Tue, Jan 22, 2019 - Page 9 News List

Trump scaring off US$39bn foreign students industry

Universities in the US have seen new enrollments by foreign students drop as some complain that immigration rules are too stringent

By Nick Leiber  /  Bloomberg

Illustration: Yusha

In May last year, Luis Carlos Soldevilla graduated with one of the best grade-point averages in his Mexico City high school. For his senior project, he even tackled Goldbach’s conjecture, a famous number-theory problem. Soldevilla considered attending Boston University and the University of Washington, both of which had accepted him. He also had fond memories of the University of California, Berkeley, where during the summer of 2016 he took a computer science course. However, instead of enrolling at a US university, Soldevilla started this fall at the University of Toronto, Mississauga, where he is pursuing a double major in computer science and mathematics.

Why did he pick the Canadian institute over those big US names?

“A very important factor of my decision was that there was no [US President Donald] Trump,” the 19-year-old said.

New foreign student enrollment in the US dropped by 6.6 percent in the 2017-2018 academic year, double the previous year’s rate of decline, according to the Institute of International Education (IIE).

While the total number of international students in the US grew slightly, the drop in new enrollees was the biggest since the Sept. 11, 2001, terror attacks, said Rachel Banks, public policy director at the Association of International Educators (NAFSA).

The decline seems to be continuing this year, Banks said.

The report attributed the drop to multiple factors, including visa delays and denials, the “social and political” environment and the cost of attending a US university.
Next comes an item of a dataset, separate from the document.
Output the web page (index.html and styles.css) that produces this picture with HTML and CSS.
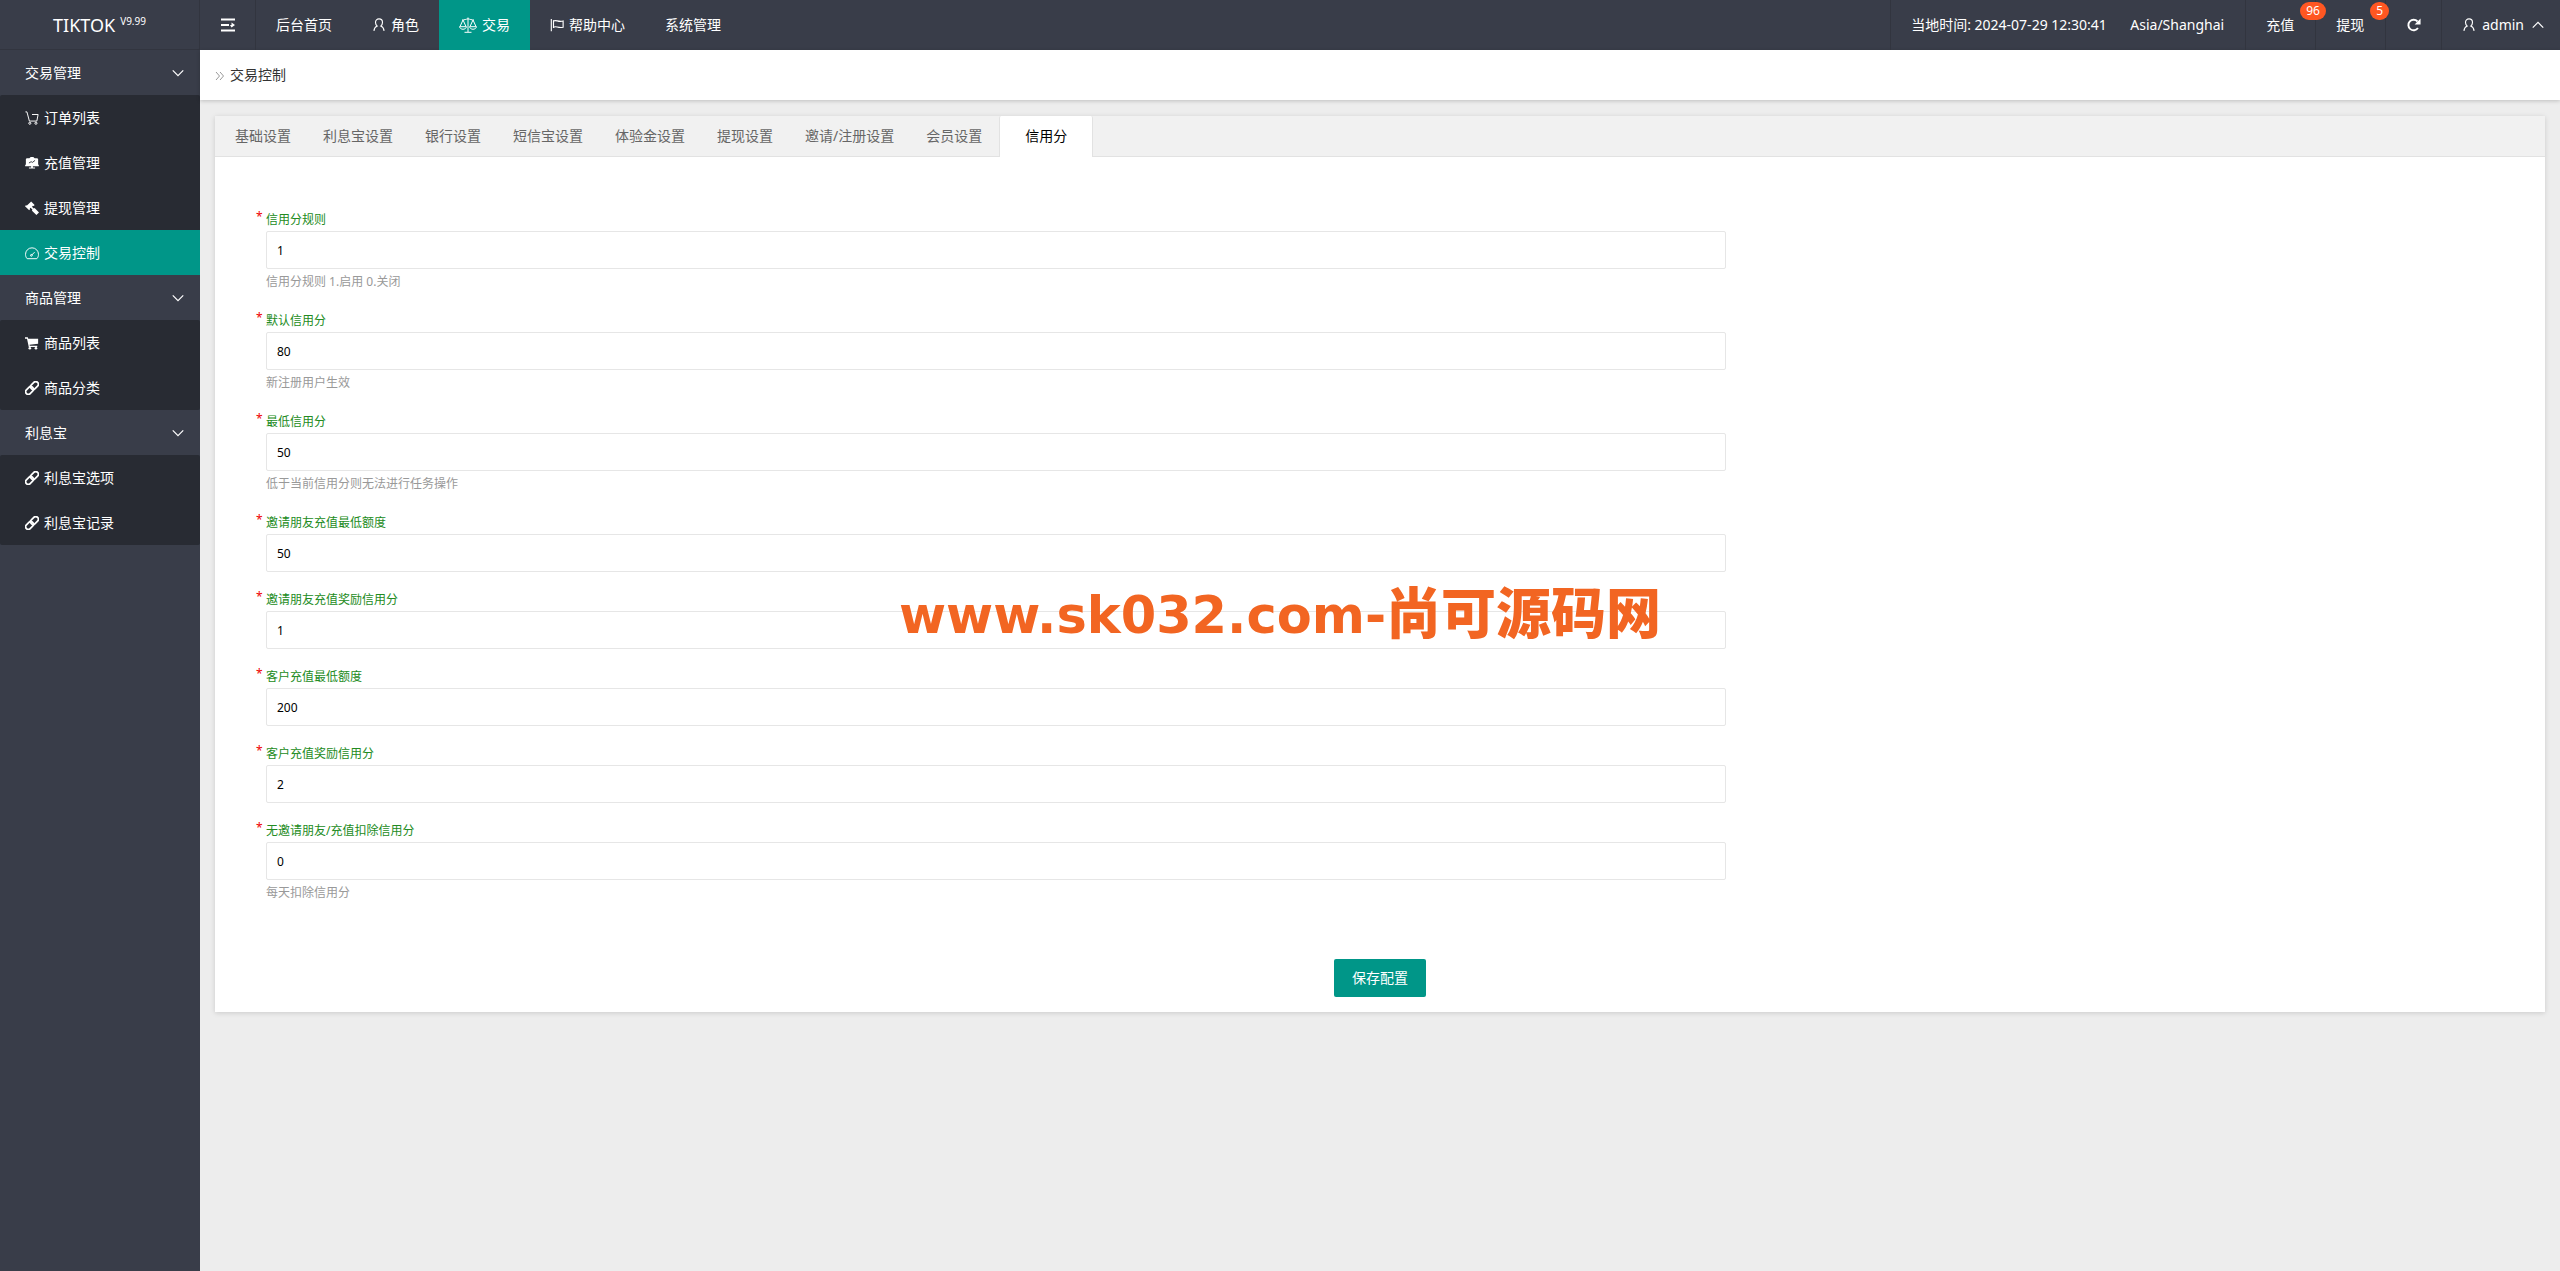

The Trump administration’s hard-right immigration policies, such as banning people from Muslim-majority countries and separating children from their parents at the border, make prospective students and their parents feel “that we’re not a welcoming country,” Banks said.

The number of F-1 visas, the kind issued to foreign students going to university full-time in the US, dropped from about 644,000 in fiscal 2015 to about 394,000 in fiscal 2017, according to data from the US Department of State.

Vanessa Andrade, associate director of international partnerships and program development at California State University, Northridge, said that safety is always the biggest concern.

Worries range from gun-fueled massacres to violent white supremacist groups, which have been resurgent since Trump took office, the Southern Poverty Law Center said.

Foreign enrollment at Northridge was down 16 percent in the 2017-2018 academic year, according to IIE data.

The more than 1 million foreign students in the US contributed US$39 billion and supported more than 455,000 jobs during the 2017-2018 academic year, according to an analysis by NAFSA. The largest spending benefits went to California, New York, Massachusetts, Texas and Pennsylvania.

NAFSA said education is one of the US’ biggest services exports.

“Education — particularly higher education — is a major American export,” University of California, Santa Barbara, professor of economics Dick Startz wrote in a Brookings Institution blog post in 2017. “When we provide a service that leads to foreigners sending money into the US, that’s an export with exactly the same economic effects as when we sell soybeans or coal abroad.”

In a small place with a large international student population, the economic impact is seen almost immediately, said Jennifer Ewald, associate vice provost for global strategy at Fairfield University in Connecticut.